The transmitter is nothing more than a modified FM frequency jammer (like here: http://www.eleccircuit.com/wp-conten...ing-2n2222.jpg ) that is fixed at a certain frequency. I will try and focus the radio waves using an antenna, and project them to a receiving antenna (as I said, I think I can use identical antennas for this). The receiving antenna will be attached to nothing more than a bare LC circuit (same as the one in the transmitter) with a load (such as a low-powered LED). The purpose is just to demonstrate the transmission of wireless energy using radio waves.

berkeman

And how many licensed receivers do you suppose you will interfere with while you are operating your unlicensed transmitter?
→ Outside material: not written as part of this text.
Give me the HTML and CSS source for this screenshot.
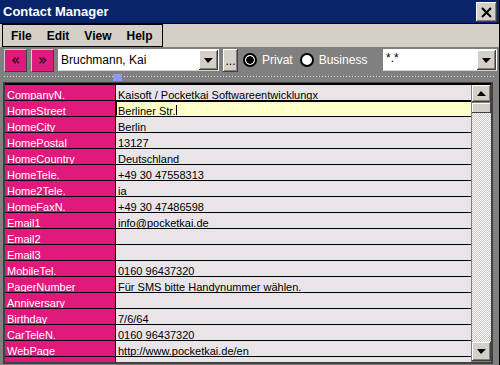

Do you even know what bands are near the 160MHz target operating frequency of your transmitter?

Fischer777

I live in a fairly isolated area out in the country surrounded by open fields. Given the distance between my house and the next one over, that I'm using a relatively weak transmitter, and that I intend to narrow the frequency beam so the majority will be concentrated at the receiver, interference should be minimal.

Averagesupernova

If you had actually chased down signals that were interfering with your own receiver you would be more concerned than you appear.

Antiphon

The band around 160-162 is used by railroads. If there are tracks within 10 miles of you, you should consider a different frequency.

Fischer777

I'm not sure what you mean by this. I understand that there can be severe legal consequences of jamming signals by use of unlicensed transmitters whether intentional or unintentional.

There are, but I'm not set entirely on a 160 MHz frequency. In fact, I'd like to get it in the 300 MHz range, so I can use a smaller antenna. Once I figure out what frequency I'm going to use I'll figure out what it could possibly interfere with. I do have a metal shed (walls, ceiling, doors, everything made of metal), so I'm thinking if I test it in this it will act as a RF Faraday cage.

Averagesupernova

What I mean is that when someone from a two-way radio company or similar business spends time and money searching you out what will you say when they find you? Tracking down interference is time, money and resources spent. Will you offer to compensate them? Not likely. Of course there is the possibility they will NOT find you before your interference goes away and have no way to recoup the expense at all.

berkeman

The problem is that in order for you to detect the received signal, you will need a very sensitive receive circuit, or you will need to transmit enough power so that a simpler receiver can detect the signal.

It does not sound like you have looked into what is involved in building a sensitive receiver yet. I think that might be a better project for you at the moment, rather than experimenting with transmitters in licensed bands.

You could build a broadcast frequency receiver for the FM band, for example. That is a useful project, and will teach you a lot.

You can also look into amateur radio (HAM radio). You don't need to learn Morse code anymore in order to get your license, and once you get your basic technician HAM radio license, you are allowed to transmit on a number of bands (including some around 155MHz). You can use the hobby books to learn how to build transmitters that comply with the law and do not interfere with other licensed bands.